## Exercise instructions
Exactly as written, retype the listing below, omitting the pictures.

★ ★ ★

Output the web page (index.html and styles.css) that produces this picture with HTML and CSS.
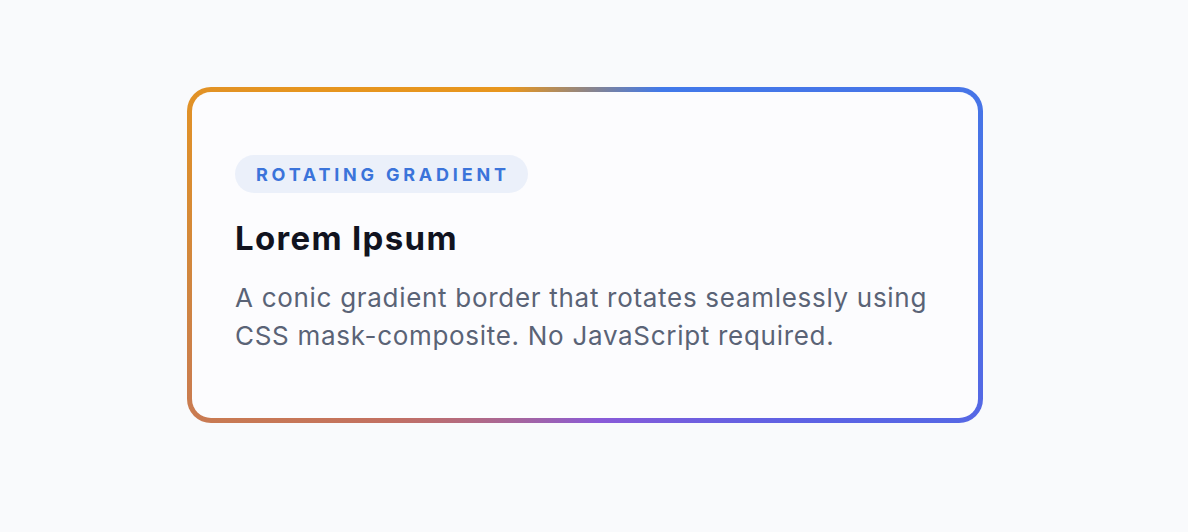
FILE: index.html
```html
<!DOCTYPE html>
<html lang="en">
<head>
<meta charset="utf-8">
<title>Rotating Gradient</title>
<link rel="stylesheet" href="styles.css">
</head>
<body>
<main class="stage">
  <div class="card-frame">
    <article class="card">
      <span class="badge">Rotating Gradient</span>
      <h2 class="title">Lorem Ipsum</h2>
      <p class="text">A conic gradient border that rotates seamlessly using CSS mask-composite. No JavaScript required.</p>
    </article>
  </div>
</main>
</body>
</html>
```
FILE: styles.css
```css
html, body {
  margin: 0;
  padding: 0;
  background: #f9fafc;
}
body {
  font-family: Inter, "Noto Sans", sans-serif;
  width: 1188px;
  height: 532px;
  overflow: hidden;
}
.stage {
  display: flex;
  padding: 87px 0 0 187px;
}
.card-frame {
  width: 796px;
  box-sizing: border-box;
  padding: 5px;
  border-radius: 24px;
  background: conic-gradient(from 0deg at 50% 50%,
    #908584 0deg,
    #4179ea 25deg,
    #4a72e6 90deg,
    #5c62e4 125deg,
    #8a5ad8 175deg,
    #c27062 230deg,
    #d08540 265deg,
    #e6951f 300deg,
    #e8961e 335deg,
    #908584 360deg);
}
.card {
  background: #fcfcfe;
  border-radius: 19px;
  padding: 63px 44px 63px 43px;
  display: flex;
  flex-direction: column;
  align-items: flex-start;
}
.badge {
  display: inline-flex;
  align-items: center;
  height: 38px;
  padding: 0 18px 0 21px;
  border-radius: 19px;
  background: #ebf0fa;
  color: #3b74da;
  font-size: 18px;
  font-weight: 700;
  letter-spacing: 0.21em;
  text-transform: uppercase;
}
.title {
  margin: 26px 0 0;
  font-size: 33px;
  line-height: 1.2;
  font-weight: 700;
  color: #11131f;
  letter-spacing: 0.04em;
}
.text {
  margin: 20px 0 0;
  font-size: 26px;
  line-height: 38px;
  letter-spacing: 0.027em;
  color: #5a6376;
}
```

★ ★ ★

## Solved exercise
Output the web page (index.html and styles.css) that produces this picture with HTML and CSS.
FILE: index.html
```html
<!DOCTYPE html>
<html lang="en">
<head>
<meta charset="utf-8">
<title>Rotating Gradient</title>
<link rel="stylesheet" href="styles.css">
</head>
<body>
<main class="stage">
  <div class="card-frame">
    <article class="card">
      <span class="badge">Rotating Gradient</span>
      <h2 class="title">Lorem Ipsum</h2>
      <p class="text">A conic gradient border that rotates seamlessly using CSS mask-composite. No JavaScript required.</p>
    </article>
  </div>
</main>
</body>
</html>
```
FILE: styles.css
```css
html, body {
  margin: 0;
  padding: 0;
  background: #f9fafc;
}
body {
  font-family: Inter, "Noto Sans", sans-serif;
  width: 1188px;
  height: 532px;
  overflow: hidden;
}
.stage {
  display: flex;
  padding: 87px 0 0 187px;
}
.card-frame {
  width: 796px;
  box-sizing: border-box;
  padding: 5px;
  border-radius: 24px;
  background: conic-gradient(from 0deg at 50% 50%,
    #908584 0deg,
    #4179ea 25deg,
    #4a72e6 90deg,
    #5c62e4 125deg,
    #8a5ad8 175deg,
    #c27062 230deg,
    #d08540 265deg,
    #e6951f 300deg,
    #e8961e 335deg,
    #908584 360deg);
}
.card {
  background: #fcfcfe;
  border-radius: 19px;
  padding: 63px 44px 63px 43px;
  display: flex;
  flex-direction: column;
  align-items: flex-start;
}
.badge {
  display: inline-flex;
  align-items: center;
  height: 38px;
  padding: 0 18px 0 21px;
  border-radius: 19px;
  background: #ebf0fa;
  color: #3b74da;
  font-size: 18px;
  font-weight: 700;
  letter-spacing: 0.21em;
  text-transform: uppercase;
}
.title {
  margin: 26px 0 0;
  font-size: 33px;
  line-height: 1.2;
  font-weight: 700;
  color: #11131f;
  letter-spacing: 0.04em;
}
.text {
  margin: 20px 0 0;
  font-size: 26px;
  line-height: 38px;
  letter-spacing: 0.027em;
  color: #5a6376;
}
```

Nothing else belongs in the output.